Shows like Brooklyn Nine-Nine, Scrubs, and 30 Rock are workplace sitcoms that create a world that is similar to our own, insofar as it is immediately recognisable, but still contrived enough to lack real depth in its characters and nuances in its situations—where we can channel our own anxieties and dispose of our experiences.
In the sitcom Community, the character Abed imagines that his life is a TV show. This is a running gag, because of course Abed’s life is a TV show: he doesn’t exist but as part of the TV show. I’ve realised how this brings a certain perspective to our lives, this imagining ourselves as we live a moment that’s part of a larger picture, something bigger than ourselves, where we conveniently become the central character. Everything then revolves around us in this imagining—as it does in reality, when we think and feel and go about the natural rhythms of our daily lives. Mundane moments might then turn out to be plot twists or character revelations, or might drive us, the protagonist, to crucial insight. In this way, sitcoms like Community and Brooklyn Nine-Nine allow us to take a step back and reflect on our own lives in ways that can be helpful to anyone struggling with mental illness.

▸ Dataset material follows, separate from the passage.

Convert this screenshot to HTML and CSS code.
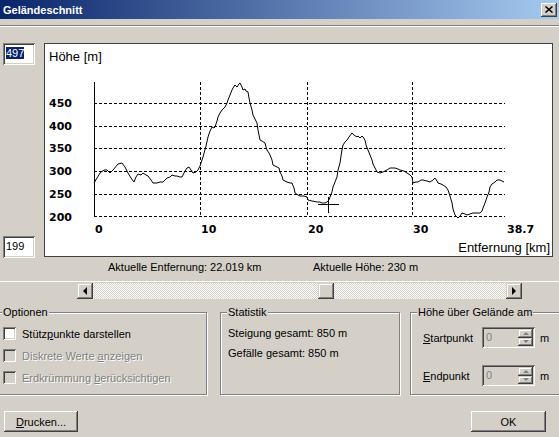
FILE: index.html
```html
<!DOCTYPE html>
<html lang="de">
<head>
    <meta charset="UTF-8">
    <title>Geländeschnitt</title>
    <link rel="stylesheet" href="styles.css">
</head>
<body>
<div class="caption">
    <span>Geländeschnitt</span>
    <div class="caption-btn">
        <svg width="8" height="7" viewBox="0 0 8 7"><path d="M0.5 0.5L7.5 6.5M7.5 0.5L0.5 6.5" stroke="#000" stroke-width="1.5" fill="none"/></svg>
    </div>
</div>
<div class="rule"></div>

<div class="view">
    <div class="range">
        <div class="edit"><span class="sel">497</span></div>
        <div class="edit">199</div>
    </div>
    <div class="plot">
        <svg width="507" height="212" viewBox="45 44 507 212">
            <text x="49" y="61" class="t-title">Höhe [m]</text>
            <path class="grid" d="M94 103.5H505M94 126.5H505M94 148.5H505M94 171.5H505M94 194.5H505M94 216.5H505M200.5 82V217M307.5 82V217M412.5 82V217"/>
            <path class="axis" d="M94.5 82V217"/>
            <g class="t-num">
                <text x="49" y="107">450</text>
                <text x="49" y="130">400</text>
                <text x="49" y="152">350</text>
                <text x="49" y="175">300</text>
                <text x="49" y="198">250</text>
                <text x="49" y="221">200</text>
                <text x="95" y="233">0</text>
                <text x="201" y="233">10</text>
                <text x="308" y="233">20</text>
                <text x="413" y="233">30</text>
                <text x="507" y="233">38.7</text>
            </g>
            <text x="550" y="252" class="t-title" text-anchor="end">Entfernung [km]</text>
            <!-- Profil -->
            <polyline class="profile" points="94,183 97,178 100,173 104,170 107,170 110,173 113,170 118,164 122,163 125,167 128,173 131,178 134,182 136,177 138,174 141,175 143,173 146,175 148,176 151,180 153,183 157,183 160,182 163,182 165,180 167,178 170,177 172,175 175,176 177,176 180,177 182,177 185,171 187,168 189,167 191,170 193,173 196,172 198,170 200,166 203,157 206,146 208,137 210,131 212,127 214,128 215,127 217,121 218,117 220,113 222,110 224,108 225,107 227,103 228,100 230,95 232,90 233,88 235,85 237,87 239,84 240,83 242,87 243,90 245,89 246,91 248,92 249,98 250,103 252,110 253,115 255,119 257,123 258,130 260,140 262,141 265,143 266,147 267,150 269,153 270,155 272,160 273,165 275,166 277,167 279,168 280,172 282,176 283,180 285,181 287,182 290,183 292,183 294,188 295,193 298,195 300,196 304,196 307,197 308,200 312,201 317,202 320,202 322,203 325,203 327,202 329,200 330,197 332,192 333,187 335,182 337,177 338,170 340,163 341,156 342,150 343,145 345,142 347,140 349,137 352,133 354,135 357,137 358,136 360,138 362,136 363,137 365,140 366,145 368,150 370,155 372,160 373,164 375,168 377,172 380,173 383,172 385,171 387,170 390,168 393,168 395,168 398,169 400,170 404,171 407,173 410,175 412,177 413,183 416,182 418,182 421,180 423,180 427,181 430,182 433,180 435,178 437,181 438,183 441,184 443,185 446,187 448,190 450,196 452,203 453,209 455,215 457,217 458,218 460,216 462,213 465,214 467,215 470,214 473,213 477,213 480,213 482,211 483,208 485,203 487,197 489,192 490,187 492,184 495,182 497,180 500,180 502,181 504,182"/>
            <path class="cross" d="M318 204.5H339M328.5 197V213"/>
        </svg>
    </div>
</div>

<div class="readout">
    <span class="dist">Aktuelle Entfernung: 22.019 km</span>
    <span>Aktuelle Höhe: 230 m</span>
</div>

<div class="scroll-row">
    <div class="scrollbar">
        <div class="sb-btn"><i class="arr-l"></i></div>
        <div class="sb-track"><div class="sb-thumb" style="margin-left: 225px"></div></div>
        <div class="sb-btn"><i class="arr-r"></i></div>
    </div>
</div>

<div class="groups">
    <div class="group g-opt">
        <div class="group-title">Optionen</div>
        <div class="check"><span class="box"></span><span>Stütz<u>p</u>unkte darstellen</span></div>
        <div class="check off"><span class="box"></span><span>Diskrete Werte <u>a</u>nzeigen</span></div>
        <div class="check off"><span class="box"></span><span>Erdkrümmung <u>b</u>erücksichtigen</span></div>
    </div>
    <div class="group g-stat">
        <div class="group-title">Statistik</div>
        <p>Steigung gesamt: 850 m</p>
        <p>Gefälle gesamt: 850 m</p>
    </div>
    <div class="group g-height">
        <div class="group-title">Höhe über Gelände am</div>
        <div class="spin-row">
            <span class="lbl"><u>S</u>tartpunkt</span>
            <div class="spin"><span class="val">0</span><div class="spin-btns"><div class="sp"><i class="up"></i></div><div class="sp"><i class="dn"></i></div></div></div>
            <span class="unit">m</span>
        </div>
        <div class="spin-row">
            <span class="lbl"><u>E</u>ndpunkt</span>
            <div class="spin"><span class="val">0</span><div class="spin-btns"><div class="sp"><i class="up"></i></div><div class="sp"><i class="dn"></i></div></div></div>
            <span class="unit">m</span>
        </div>
    </div>
</div>

<div class="actions">
    <button class="btn"><u>D</u>rucken...</button>
    <button class="btn btn-ok">OK</button>
</div>
</body>
</html>
```

FILE: styles.css
```css
* {
    margin: 0;
    padding: 0;
    box-sizing: border-box;
}

body {
    width: 559px;
    height: 437px;
    overflow: hidden;
    background: #D4D0C8;
    font-family: "Liberation Sans", Arial, sans-serif;
    font-size: 11px;
    color: #000;
}

/* Titelleiste */
.caption {
    display: flex;
    align-items: center;
    justify-content: space-between;
    height: 19px;
    padding: 0 2px 0 3px;
    background: linear-gradient(to right, #0A246A, #A6CAF0);
    color: #fff;
    font-weight: bold;
}
.caption-btn {
    display: flex;
    align-items: center;
    justify-content: center;
    width: 16px;
    height: 14px;
    background: #D4D0C8;
    box-shadow: inset -1px -1px #404040, inset 1px 1px #fff, inset -2px -2px #808080;
}
.caption-btn svg {
    display: block;
}
.rule {
    height: 2px;
    margin-top: 6px;
    border-top: 1px solid #808080;
    border-bottom: 1px solid #fff;
}

/* Diagramm */
.view {
    display: flex;
    height: 215px;
    margin-top: 16px;
}
.range {
    display: flex;
    flex-direction: column;
    justify-content: space-between;
    width: 44px;
    padding-left: 3px;
}
.edit {
    width: 32px;
    height: 22px;
    padding: 4px 0 0 3px;
    line-height: 13px;
    background: #fff;
    box-shadow: inset 1px 1px #808080, inset -1px -1px #fff, inset 2px 2px #404040, inset -2px -2px #D4D0C8;
}
.sel {
    background: #0A246A;
    color: #fff;
}
.plot {
    width: 509px;
    height: 214px;
    background: #fff;
    border: 1px solid #404040;
}
.plot svg {
    display: block;
}
.t-title {
    font-family: "Liberation Sans", Arial, sans-serif;
    font-size: 13px;
}
.t-num {
    font-family: "DejaVu Sans", sans-serif;
    font-size: 11px;
    font-weight: bold;
}
.grid {
    fill: none;
    stroke: #000;
    stroke-width: 1;
    stroke-dasharray: 3 2;
    shape-rendering: crispEdges;
}
.axis, .cross {
    fill: none;
    stroke: #000;
    stroke-width: 1;
    shape-rendering: crispEdges;
}
.profile {
    fill: none;
    stroke: #000;
    stroke-width: 1;
}

.readout {
    display: flex;
    margin-top: 3px;
    padding-left: 108px;
    line-height: 13px;
}
.readout .dist {
    width: 205px;
}

/* Scrollleiste */
.scroll-row {
    margin-top: 7px;
    border-top: 1px solid #fff;
    padding: 1px 0 0 77px;
}
.scrollbar {
    display: flex;
    width: 445px;
    height: 16px;
}
.sb-btn, .sb-thumb {
    display: flex;
    align-items: center;
    justify-content: center;
    width: 16px;
    height: 16px;
    background: #D4D0C8;
    box-shadow: inset -1px -1px #404040, inset 1px 1px #D4D0C8, inset -2px -2px #808080, inset 2px 2px #fff;
}
.sb-track {
    flex: 1;
    background: repeating-conic-gradient(#fff 0 25%, #D4D0C8 0 50%) 0 0 / 2px 2px;
}
.arr-l, .arr-r {
    width: 0;
    height: 0;
    border-top: 4px solid transparent;
    border-bottom: 4px solid transparent;
}
.arr-l {
    border-right: 4px solid #000;
}
.arr-r {
    border-left: 4px solid #000;
}

/* Gruppen */
.groups {
    display: flex;
    height: 83px;
    margin-top: 13px;
}
.group {
    position: relative;
    flex: none;
    border: 1px solid #808080;
    box-shadow: 1px 1px #fff, inset 1px 1px #fff;
}
.group-title {
    position: absolute;
    top: -7px;
    left: 6px;
    padding: 0 1px;
    line-height: 13px;
    background: #D4D0C8;
}
.g-opt {
    width: 212px;
    margin-left: -5px;
    padding: 14px 0 0 7px;
}
.check {
    display: flex;
    align-items: center;
    gap: 6px;
    height: 13px;
    margin-bottom: 9px;
}
.box {
    width: 13px;
    height: 13px;
    background: #fff;
    box-shadow: inset 1px 1px #808080, inset -1px -1px #fff, inset 2px 2px #404040, inset -2px -2px #D4D0C8;
}
.off {
    color: #808080;
    text-shadow: 1px 1px #fff;
}
.off .box {
    background: #D4D0C8;
}
.g-stat {
    width: 180px;
    margin-left: 13px;
    padding: 14px 0 0 7px;
}
.g-stat p {
    line-height: 13px;
    margin-bottom: 7px;
}
.g-height {
    width: 160px;
    margin-left: 10px;
    padding: 14px 0 0 12px;
}
.spin-row {
    display: flex;
    align-items: center;
    height: 21px;
}
.spin-row + .spin-row {
    margin-top: 17px;
}
.lbl {
    width: 59px;
}
.spin {
    display: flex;
    width: 53px;
    height: 21px;
    padding: 2px;
    box-shadow: inset 1px 1px #808080, inset -1px -1px #fff, inset 2px 2px #404040, inset -2px -2px #D4D0C8;
}
.val {
    flex: 1;
    padding: 2px 0 0 2px;
    color: #808080;
}
.spin-btns {
    display: flex;
    flex-direction: column;
    width: 15px;
}
.sp {
    flex: 1;
    display: flex;
    align-items: center;
    justify-content: center;
    box-shadow: inset -1px -1px #404040, inset 1px 1px #D4D0C8, inset -2px -2px #808080, inset 2px 2px #fff;
}
.up, .dn {
    width: 0;
    height: 0;
    border-left: 3px solid transparent;
    border-right: 3px solid transparent;
}
.up {
    border-bottom: 3px solid #808080;
}
.dn {
    border-top: 3px solid #808080;
}
.unit {
    margin-left: 5px;
}

/* Knöpfe */
.actions {
    display: flex;
    justify-content: space-between;
    margin-top: 16px;
    padding: 0 13px 0 4px;
}
.btn {
    width: 74px;
    height: 21px;
    border: 0;
    background: #D4D0C8;
    font: inherit;
    color: #000;
    box-shadow: inset -1px -1px #404040, inset 1px 1px #fff, inset -2px -2px #808080, inset 2px 2px #D4D0C8;
}
.btn-ok {
    width: 75px;
}
```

Subliminally, perhaps this is what we all may be doing while watching TV. For mental well-being, the mind needs to be a good place to live in, and we are all hunting for ways to make it habitable in some way or another. It might be easier (and far pleasanter) to reorder our conceptions of ourselves along the lines of a sitcom rather than any other TV genre, not least because of its formulaic nature. The ingredients are all there after all.
Almost within 24 hours of its cancellation, Brooklyn Nine-Nine was picked up by a rival network.